Darya is a private, content-first publishing engine built around a single idea: writing a post should be a content change, not a code change. A Markdown file is dropped into the content folder, pushed, and it is live within minutes. There is no database, no external CMS, and no build step that regenerates a manifest by hand.

The name comes from the Persian word for sea, chosen for a platform meant to feel calm, deliberate, and easy to navigate. This is a closed, exclusive publication with a single author. It is not open for contributions, issues, or pull requests, and this document exists purely to describe how the system is built.


Table of Contents


Design Philosophy

Every visual decision in Darya answers to three principles, carried directly from the site's own design system.

Principle What it means in practice
Attention An element that does not clarify something gets removed. No decoration for its own sake.
Honesty Surfaces are flat, never deceptive. No gradient exists to mask a weak design decision.
Silence Whitespace is part of the message. Low density, controlled contrast, a single action color.

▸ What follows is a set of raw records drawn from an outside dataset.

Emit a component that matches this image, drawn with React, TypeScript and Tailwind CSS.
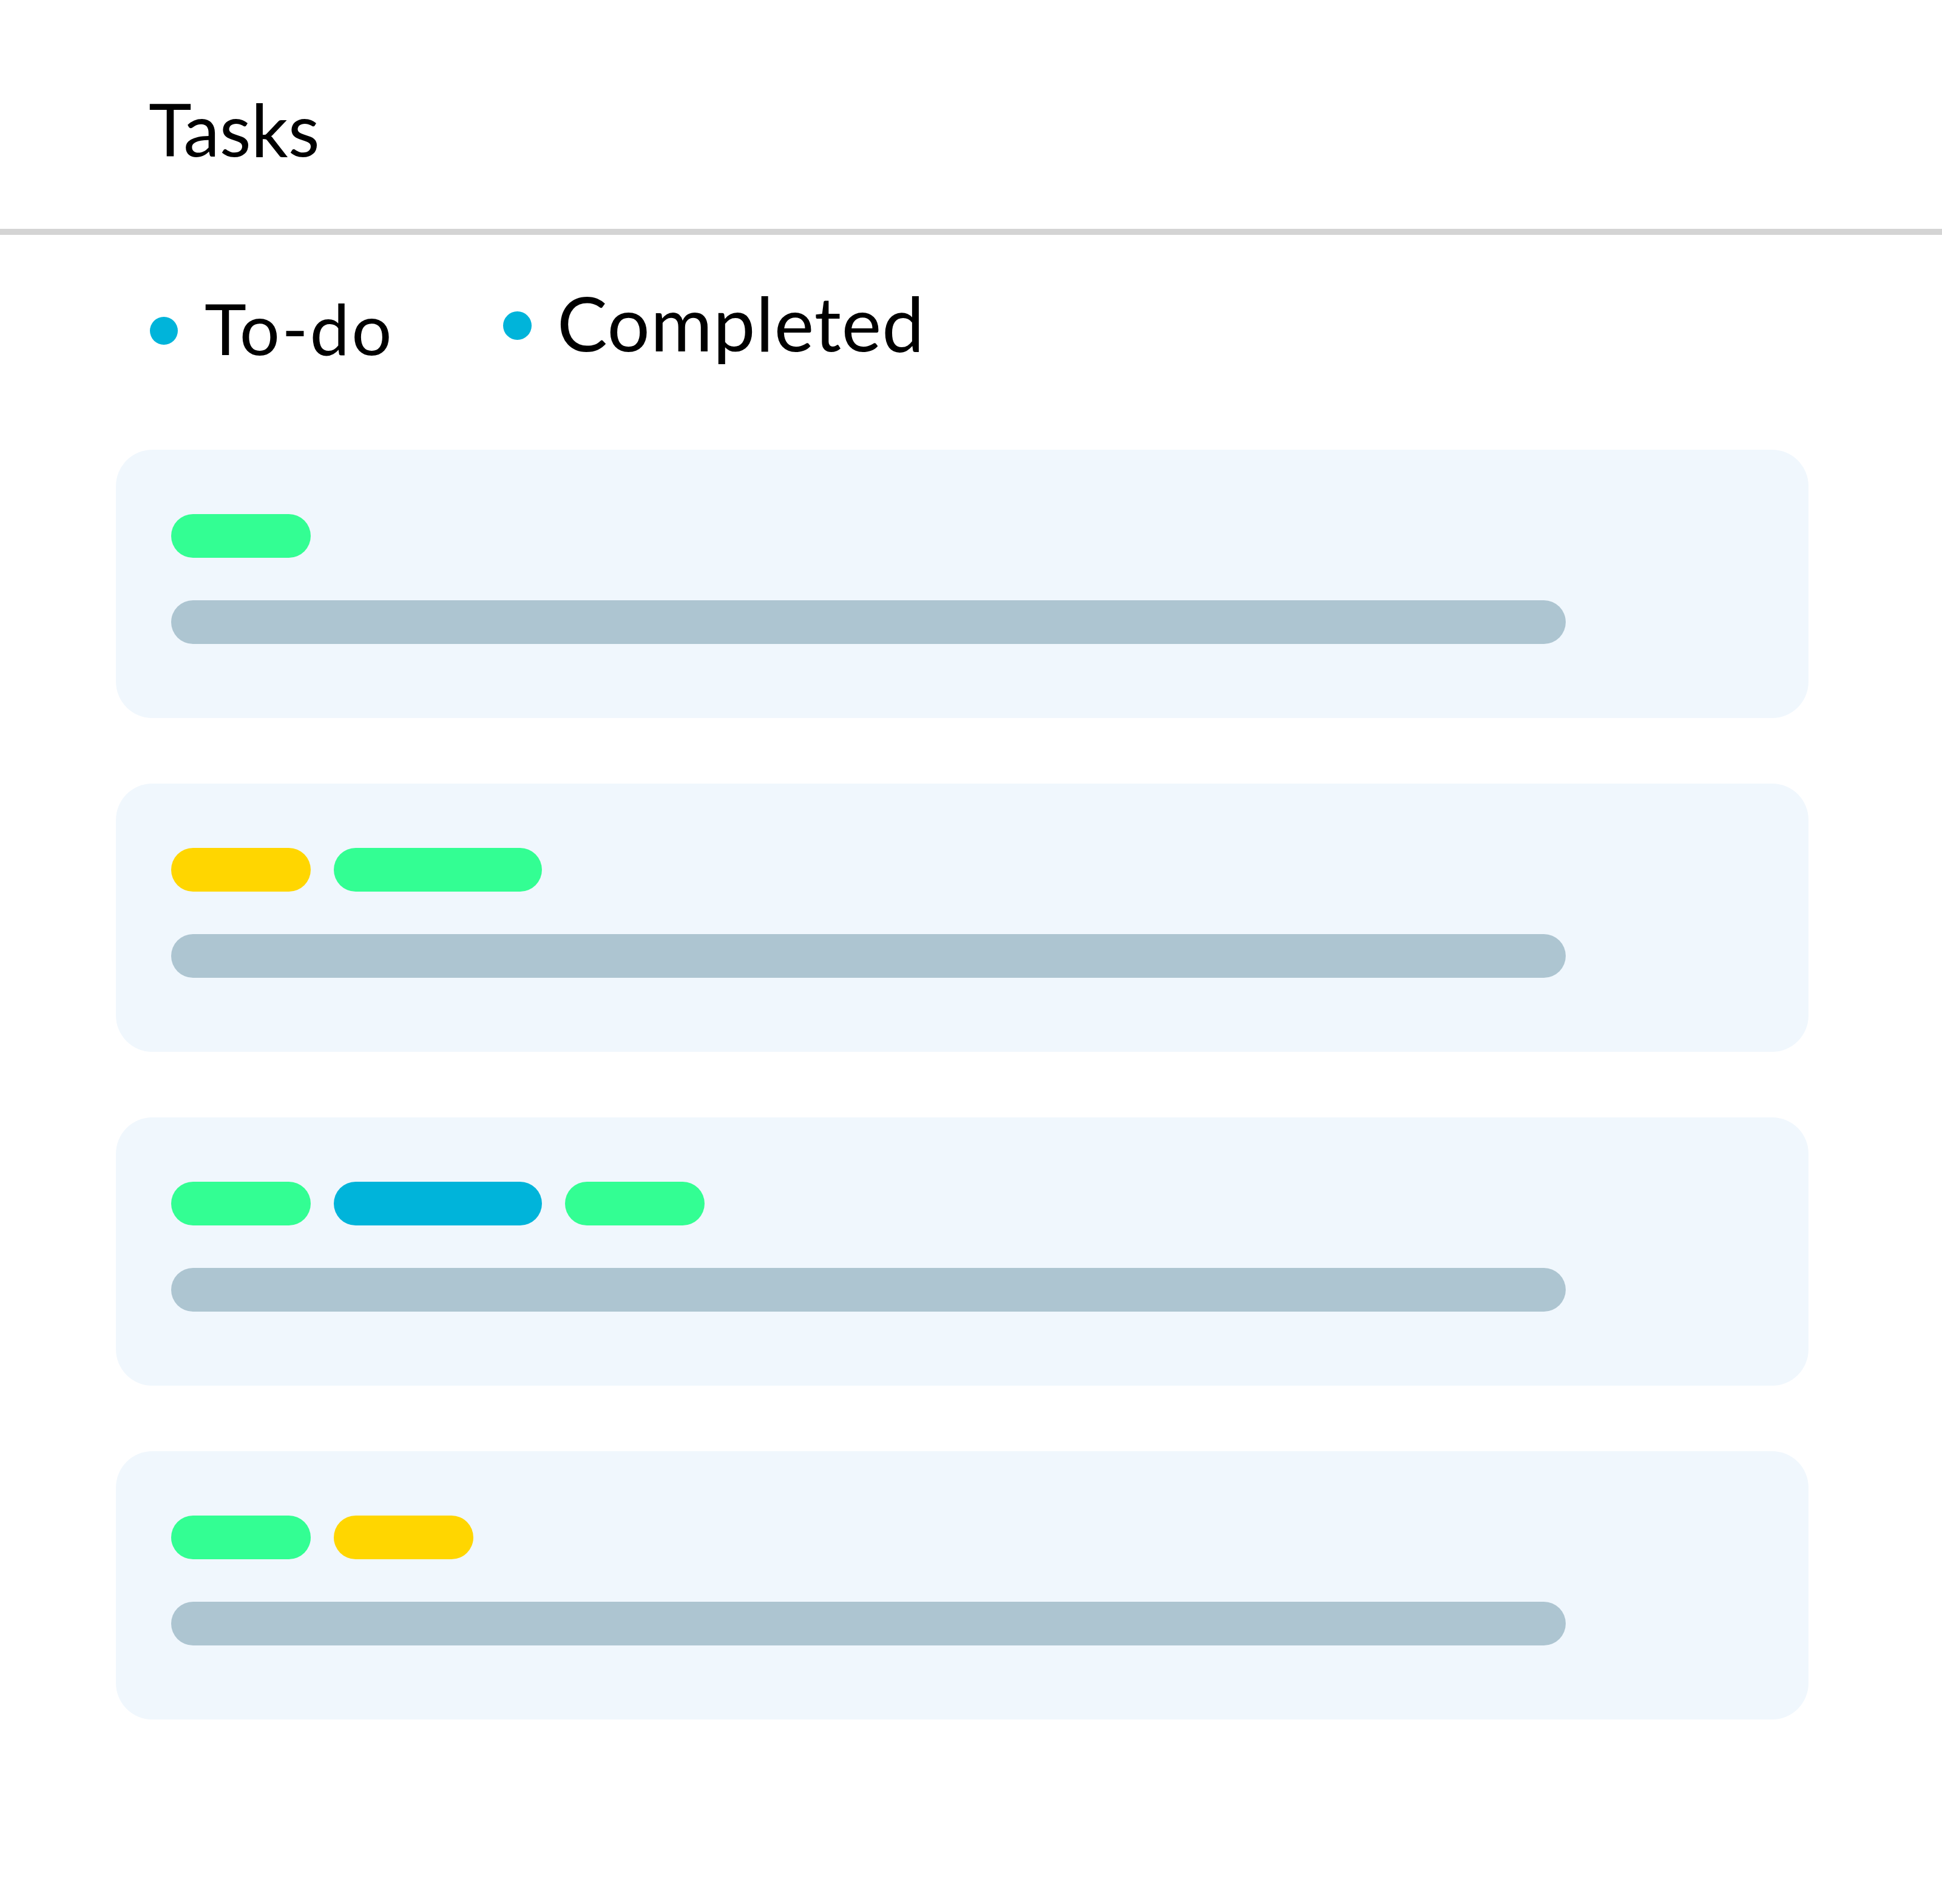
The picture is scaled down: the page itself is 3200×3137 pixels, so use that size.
import React from "react";

const GREEN = "bg-[#33fe93]";
const BLUE = "bg-[#00b4da]";
const YELLOW = "bg-[#ffd600]";

type Pill = { color: string; w: string };

const cards: Pill[][] = [
  [{ color: GREEN, w: "w-[230px]" }],
  [
    { color: YELLOW, w: "w-[230px]" },
    { color: GREEN, w: "w-[343px]" },
  ],
  [
    { color: GREEN, w: "w-[230px]" },
    { color: BLUE, w: "w-[343px]" },
    { color: GREEN, w: "w-[230px]" },
  ],
  [
    { color: GREEN, w: "w-[230px]" },
    { color: YELLOW, w: "w-[230px]" },
  ],
];

export default function App() {
  return (
    <div
      className="min-h-[3137px] w-[3200px] bg-white text-black"
      style={{ fontFamily: "Lato, 'Open Sans', sans-serif" }}
    >
      {/* Header */}
      <div className="pl-[245px] pt-[152px] pb-[105px]">
        <div className="text-[120px] leading-none font-normal">Tasks</div>
      </div>
      <div className="h-[10px] w-full bg-[#d4d4d4]" />

      {/* Legend */}
      <div className="flex h-[354px] items-start pl-[247px] pt-[82px]">
        <div className="flex w-[582px] items-start pt-[13px]">
          <div className="mt-[40px] h-[46px] w-[46px] rounded-full bg-[#00b4da]" />
          <div className="ml-[44px] text-[117px] leading-none tracking-[3px]">To-do</div>
        </div>
        <div className="flex items-start">
          <div className="mt-[44px] h-[47px] w-[47px] rounded-full bg-[#00b4da]" />
          <div className="ml-[42px] text-[124px] leading-none tracking-[1px]">Completed</div>
        </div>
      </div>

      {/* Cards */}
      <div className="flex flex-col gap-[108px] pl-[191px]">
        {cards.map((pills, i) => (
          <div
            key={i}
            className="h-[442px] w-[2789px] rounded-[60px] bg-[#f0f7fd] pl-[91px] pt-[106px]"
          >
            <div className="flex gap-[38px]">
              {pills.map((p, j) => (
                <div key={j} className={`h-[72px] rounded-full ${p.color} ${p.w}`} />
              ))}
            </div>
            <div className="mt-[70px] h-[72px] w-[2298px] rounded-full bg-[#adc5d1]" />
          </div>
        ))}
      </div>
    </div>
  );
}
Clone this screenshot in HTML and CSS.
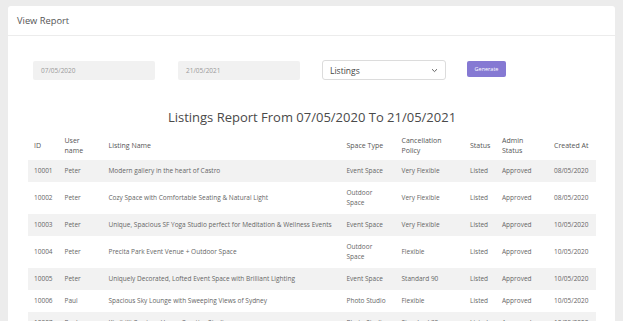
FILE: index.html
```html
<!DOCTYPE html>
<html lang="en">

<head>
  <meta charset="UTF-8" />
  <meta name="viewport" content="width=device-width, initial-scale=1.0" />
  <title>View Report</title>
  <link rel="stylesheet" href="styles.css">
</head>

<body>
  <div class="card">
    <div class="card-header">View Report</div>
    <div class="card-body">
      <div class="filters">
        <div class="date-input">07/05/2020</div>
        <div class="date-input">21/05/2021</div>
        <div class="select">
          <span>Listings</span>
          <svg width="7" height="5" viewBox="0 0 7 5"><path d="M1 1.2 L3.5 3.6 L6 1.2" fill="none" stroke="#555" stroke-width="0.9"/></svg>
        </div>
        <button class="btn">Generate</button>
      </div>

      <h2 class="report-title">Listings Report From 07/05/2020 To 21/05/2021</h2>

      <table class="report">
        <colgroup>
          <col class="c-id">
          <col class="c-user">
          <col class="c-name">
          <col class="c-type">
          <col class="c-policy">
          <col class="c-status">
          <col class="c-admin">
          <col class="c-date">
        </colgroup>
        <thead>
          <tr>
            <th>ID</th>
            <th>User name</th>
            <th>Listing Name</th>
            <th>Space Type</th>
            <th>Cancellation Policy</th>
            <th>Status</th>
            <th>Admin Status</th>
            <th>Created At</th>
          </tr>
        </thead>
        <tbody>
          <tr>
            <td>10001</td><td>Peter</td><td>Modern gallery in the heart of Castro</td>
            <td>Event Space</td><td>Very Flexible</td><td>Listed</td><td>Approved</td><td>08/05/2020</td>
          </tr>
          <tr>
            <td>10002</td><td>Peter</td><td>Cozy Space with Comfortable Seating &amp; Natural Light</td>
            <td>Outdoor Space</td><td>Very Flexible</td><td>Listed</td><td>Approved</td><td>08/05/2020</td>
          </tr>
          <tr>
            <td>10003</td><td>Peter</td><td>Unique, Spacious SF Yoga Studio perfect for Meditation &amp; Wellness Events</td>
            <td>Event Space</td><td>Very Flexible</td><td>Listed</td><td>Approved</td><td>10/05/2020</td>
          </tr>
          <tr>
            <td>10004</td><td>Peter</td><td>Precita Park Event Venue + Outdoor Space</td>
            <td>Outdoor Space</td><td>Flexible</td><td>Listed</td><td>Approved</td><td>10/05/2020</td>
          </tr>
          <tr>
            <td>10005</td><td>Peter</td><td>Uniquely Decorated, Lofted Event Space with Brilliant Lighting</td>
            <td>Event Space</td><td>Standard 90</td><td>Listed</td><td>Approved</td><td>10/05/2020</td>
          </tr>
          <tr>
            <td>10006</td><td>Paul</td><td>Spacious Sky Lounge with Sweeping Views of Sydney</td>
            <td>Photo Studio</td><td>Flexible</td><td>Listed</td><td>Approved</td><td>10/05/2020</td>
          </tr>
          <tr>
            <td>10007</td><td>Paul</td><td>Kirribilli Carriage House Creative Studio</td>
            <td>Photo Studio</td><td>Standard 30</td><td>Listed</td><td>Approved</td><td>10/05/2020</td>
          </tr>
        </tbody>
      </table>
    </div>
  </div>
</body>

</html>
```

FILE: styles.css
```css
* {
  margin: 0;
  padding: 0;
  box-sizing: border-box;
}

html,
body {
  height: 100%;
  overflow: hidden;
}

body {
  background: #ececec;
  padding: 6px 8px 0;
  font-family: "Open Sans", "Noto Sans", sans-serif;
  color: #555;
}

.card {
  background: #fff;
  border-radius: 3px;
  min-height: 400px;
}

.card-header {
  height: 30px;
  line-height: 30px;
  padding-left: 9px;
  font-size: 9.3px;
  color: #555;
  border-bottom: 1px solid #ececec;
}

.card-body {
  padding: 25px 19px 0 20px;
}

/* filter row */
.filters {
  display: flex;
  align-items: flex-start;
  padding-left: 5px;
}

.date-input {
  width: 122px;
  height: 19px;
  line-height: 19px;
  margin-right: 23px;
  padding-left: 8px;
  background: #f1f1f1;
  border-radius: 2px;
  font-size: 6.5px;
  color: #9a9a9a;
}

.date-input + .date-input {
  margin-right: 22px;
}

.select {
  width: 124px;
  height: 20px;
  margin-top: -1px;
  margin-right: 21px;
  padding: 0 7px;
  display: flex;
  align-items: center;
  justify-content: space-between;
  border: 1px solid #dcdcdc;
  border-radius: 3px;
  font-size: 8.5px;
  color: #444;
}

.btn {
  width: 39px;
  height: 16px;
  margin-top: -0.5px;
  border: none;
  border-radius: 2px;
  background: #8579d3;
  color: #fff;
  font-family: inherit;
  font-size: 5.5px;
}

.report-title {
  margin-top: 28px;
  text-align: center;
  font-size: 13px;
  font-weight: normal;
  color: #4a4a4a;
  line-height: 18px;
}

/* table */
.report {
  width: 568px;
  margin-top: 5px;
  border-collapse: collapse;
  table-layout: fixed;
  font-size: 6.5px;
}

.c-id { width: 30.5px; }
.c-user { width: 44px; }
.c-name { width: 238px; }
.c-type { width: 55px; }
.c-policy { width: 68.5px; }
.c-status { width: 32px; }
.c-admin { width: 52px; }
.c-date { width: 48px; }

.report th,
.report td {
  padding: 6px 6px;
  line-height: 10px;
  text-align: left;
  vertical-align: middle;
  font-weight: normal;
}

.report th {
  padding: 5px 6px 4px;
  font-size: 7px;
  color: #555;
}

.report td {
  color: #666;
}

.report tbody tr:nth-child(odd) {
  background: #f2f2f2;
}
```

The result is a reading surface designed to disappear, so the writing is the only thing that holds attention.


Color System

Darya's palette is built from five roles rather than a list of pleasant colors: a neutral canvas for reading, an ink for content, and exactly one action color used to direct attention. Gold appears only as a secondary accent and never competes with the primary color. There are no gradients anywhere in the system; every surface is flat and consistent across both light and dark mode.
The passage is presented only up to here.